By Johan Nilerud March 15, 2022

The Middle East, located at the juncture of Eurasia, Africa, the Mediterranean and the Indian Ocean stretching a landmass of 7million sqm and home to a population of 370 million, is a region steeped in a remarkable history as the origin of civilization. For over two millennia it has maintained its position as a vital center for global affairs with its strategic geographic location for trade. From its first maritime trade-route dating back more than 2,000 years, it still remains a global hub for shipping and commerce of valuable goods and services. So how is the region placed to hold that position to the increasingly valuable commodity of data and communication?​

Several countries in the Middle East are leading various global rankings of ICT Indicators. Mobile Broadband penetration is generally above 90% across the region. UAE, KSA, and Qatar are all among the top four countries in the world for mobile broadband speeds. The Middle East is one of the most youthful region in the world, 28% of the population between 15-29 years, and this young demographic is driving current and future demand for internet speed and quality. The region love for online gaming and social media across demographics in the region is well known, with UAE, Egypt, and KSA ranking among top 18 global markets for online gaming penetration and with every person in the Middle East spending 3.5 hours per day across various social media platforms. Governments across the Middle East are also amplifying its commitment to digitalizing its economy and have been launching mega-projects to drive digital transformation, with annual investments into digital transformation across the wider META-region set to top $58 billion by 2025 according to Gartner. The Egyptian Government have launched its Digital Egypt under the Egypt Vision 2030 umbrella, both Saudi Arabia and UAE Governments have several digital programs as part of its respective Vision 2030.

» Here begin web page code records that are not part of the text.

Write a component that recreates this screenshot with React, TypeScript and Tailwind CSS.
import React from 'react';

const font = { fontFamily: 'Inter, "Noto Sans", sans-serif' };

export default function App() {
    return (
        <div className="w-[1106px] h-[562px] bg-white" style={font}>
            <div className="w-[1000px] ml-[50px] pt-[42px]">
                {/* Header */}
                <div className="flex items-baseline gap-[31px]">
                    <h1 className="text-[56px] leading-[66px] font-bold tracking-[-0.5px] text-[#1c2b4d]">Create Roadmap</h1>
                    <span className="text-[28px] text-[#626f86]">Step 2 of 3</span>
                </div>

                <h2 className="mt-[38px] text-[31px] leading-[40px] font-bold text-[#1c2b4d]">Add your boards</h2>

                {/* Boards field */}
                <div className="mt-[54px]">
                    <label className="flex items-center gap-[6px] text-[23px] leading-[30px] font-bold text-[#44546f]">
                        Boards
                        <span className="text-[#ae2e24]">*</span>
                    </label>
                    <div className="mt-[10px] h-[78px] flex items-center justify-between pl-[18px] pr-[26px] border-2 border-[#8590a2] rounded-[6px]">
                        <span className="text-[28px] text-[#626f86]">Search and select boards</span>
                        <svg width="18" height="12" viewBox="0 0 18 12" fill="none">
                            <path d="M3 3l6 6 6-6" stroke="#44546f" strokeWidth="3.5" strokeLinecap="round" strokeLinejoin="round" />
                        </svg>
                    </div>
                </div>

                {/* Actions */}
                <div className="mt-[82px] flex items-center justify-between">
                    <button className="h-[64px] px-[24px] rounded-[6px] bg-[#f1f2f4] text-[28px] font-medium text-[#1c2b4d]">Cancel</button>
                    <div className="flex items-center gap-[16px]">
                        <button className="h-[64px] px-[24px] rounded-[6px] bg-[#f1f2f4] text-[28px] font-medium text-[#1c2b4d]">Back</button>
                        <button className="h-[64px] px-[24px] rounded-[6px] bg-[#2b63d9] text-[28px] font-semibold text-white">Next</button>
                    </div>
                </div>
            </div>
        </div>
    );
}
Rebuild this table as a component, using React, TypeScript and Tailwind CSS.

The importance of communication infrastructure to support these trends cannot be understated. 95 percent of the global internet traffic traverse subsea cables, and subsea cables role in delivering internet across the globe have and are becoming increasingly critical for any country and region that aspire to flourish in the global economy. A recent study showed that a 1% increase in mobile broadband adoption and fixed broadband contribute a 0.15% and 0.08% GDP growth.

The Middle East has built it’s subsea cable infrastructure for decades. The GCC-countries (Bahrain, KSA, Kuwait, Qatar, UAE) have 34 connection points to more than 10 subsea cables connecting Middle East to Europe, Africa, and Asia and several new pan-continental cables are scheduled to go live within the next two years, such as 2Africa, the Blue and Raman cables, Oman-Australia-Cable , EMIC-1, IEX, Africa-1, and Peace Cable.

Beyond connectedness to the rest of the world the Middle East is expanding its regional infrastructure in terms of datacenters, internet exchanges, and hosting of the key cloud and content platforms. The region is home to 98 datacenters across 14 countries and numerous large-scale datacenters are in deployment. There are 12 Internet Exchanges across 9 countries and a critical mass of the global and regional content and cloud players are now hosting across the region. The region has built a solid foundation of key infrastructure and is well positioned to amplify its already strong position to serve the region’s ever growing demand for access to applications and services locally.

But in spite of the robust ICT infrastructure, 83% of the region’s internet is still served  via subsea-cables from Europe.
It is not uncommon in the region that networks of neighbouring countries or even networks within same country exchange local traffic at exchange-points in Europe or Asia.
This is not only adding latency and costs, but also exposes such local traffic to subsea cable outages. At ARC, we believe that enabling regional traffic to stay regional is essential to unleash the full potential of the region to become a natural global hub of communications and data. There are three key areas that are significant to building an interconnect fabric that enables the network effect of a hub economy.

  • Multi-Carrier Datacenters: Technical features of a datacenter is certainly critical, but in todays world the ability to interconnect to multiple service providers is instrumental to ensure diversity and a competitive marketplace for datacenter tenants
  • Subsea Cable System Open Access: Extending subsea cables into neutral datacenters or allowing competitive interconnect pricing at the cable landing stations would deliver lower unit-cost and improved quality for international bandwidth.
  • Network solutions that are flexible and scalable: The old models of long-term contracts that discourage in-contract changes to services are not fit for purpose for new cloud-based application that need to be turned on, off, up and down in real-time.

At ARC we are building a regional connectivity platform that reduce the barriers for interconnections between local, regional and international networks.
The opportunities are truly endless and with the right ambition from market actors, the Middle East is perfectly positioned to become the global hub of the digital age.